SINGAPORE — A private housing site in Fernvale Road has attracted strong interest from developers, with Sing Development and Wee Hur Development jointly submitting the top bid of S$287.1 million in a closely-fought tender, Urban Redevelopment Authority data showed on Tuesday (Sept 27).

SINGAPORE — A private housing site in Fernvale Road has attracted strong interest from developers, with Sing Development and Wee Hur Development jointly submitting the top bid of S$287.1 million in a closely-fought tender, Urban Redevelopment Authority data showed on Tuesday (Sept 27).

The 99-year leasehold land parcel, released from the Confirmed List of the second half 2016 Government Land Sales (GLS) programme, sits on about 17,196 square metres (185,096 sq ft) of land. With a maximum permissible gross floor area of 51,588 square metres (555,288 sq ft), it can yield an estimated 600 homes. The bid from Sing Development and Wee Hur Development, which topped 13 other bids, translates to S$517.03 psf per plot ratio.

Mr Nicholas Mak, Executive Director and Head of Research & Consultancy at SLP International Property Consultants, said the tender drew keen interest from developers due to the site’s location that is less than 100 metres to Thanggam LRT Station as well as the absence of upcoming mass-market condominium projects in the Sengkang area.

The top bid is only 0.005 per cent or S$13,399.06 higher than the second highest bid, which could be the closest price gap in the history of the GLS tenders, he noted.

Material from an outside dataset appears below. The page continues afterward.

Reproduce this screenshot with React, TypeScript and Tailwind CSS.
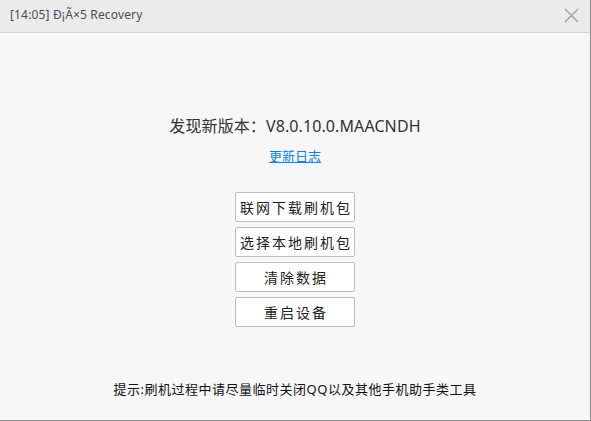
import React from 'react';

const buttons = ['联网下载刷机包', '选择本地刷机包', '清除数据', '重启设备'];

export default function App() {
  return (
    <div
      className="w-[591px] h-[421px] flex flex-col bg-[#f7f7f7] border-r border-b border-[#8a8a8a] overflow-hidden"
      style={{ fontFamily: '"Noto Sans", "Noto Sans CJK SC", sans-serif' }}
    >
      {/* title bar */}
      <div className="h-[33px] shrink-0 flex items-center justify-between bg-[#ebebeb] border-b border-[#d6d6d6] pl-[10px] pr-[11px]">
        <span className="text-[12px] tracking-[0.15px] text-[#4a4a5a] pb-[2px]">[14:05] Ð¡Ã×5 Recovery</span>
        <svg width="15" height="15" viewBox="0 0 15 15" className="mb-[2px]">
          <path d="M1 1L14 14M14 1L1 14" stroke="#a0a0a0" strokeWidth="1.4" />
        </svg>
      </div>

      <div className="flex flex-col items-center pt-[81px]">
        <div className="text-[16px] leading-[24px] tracking-[0.1px] text-[#333]">发现新版本：V8.0.10.0.MAACNDH</div>
        <a className="mt-[8px] text-[13px] leading-[20px] text-[#0a84e0] underline">更新日志</a>

        <div className="mt-[26px] flex flex-col gap-[5px]">
          {buttons.map((b) => (
            <button
              key={b}
              className="w-[120px] h-[30px] bg-white border border-[#bdbdbd] rounded-[2px] text-[14px] tracking-[2px] pl-[2px] text-[#222] flex items-center justify-center"
            >
              {b}
            </button>
          ))}
        </div>

        <div className="mt-[52px] text-[13px] leading-[20px] tracking-[0.5px] text-[#111]">提示:刷机过程中请尽量临时关闭QQ以及其他手机助手类工具</div>
      </div>
    </div>
  );
}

The bidding was so competitive that the highest and fifth-highest bid were only 5.8 per cent apart.

The strong sales of the nearby High Park Residences might also have encouraged the developers to bid for the subject site, Mr Mak said. “The top bid was 15.3 per cent higher than the land price of the adjacent Fernvale Road (Parcel B) site which was later developed into High Park Residences. The higher land price and strong participation rate among developers indicate that many developers are hungry for land,” he said.

The estimated breakeven price ranges from S$980 psf to S$1,030 psf, Mr Mak said, adding that the new condominium on the site could be launched at above S$1,100 psf from late-2017 to early-2018.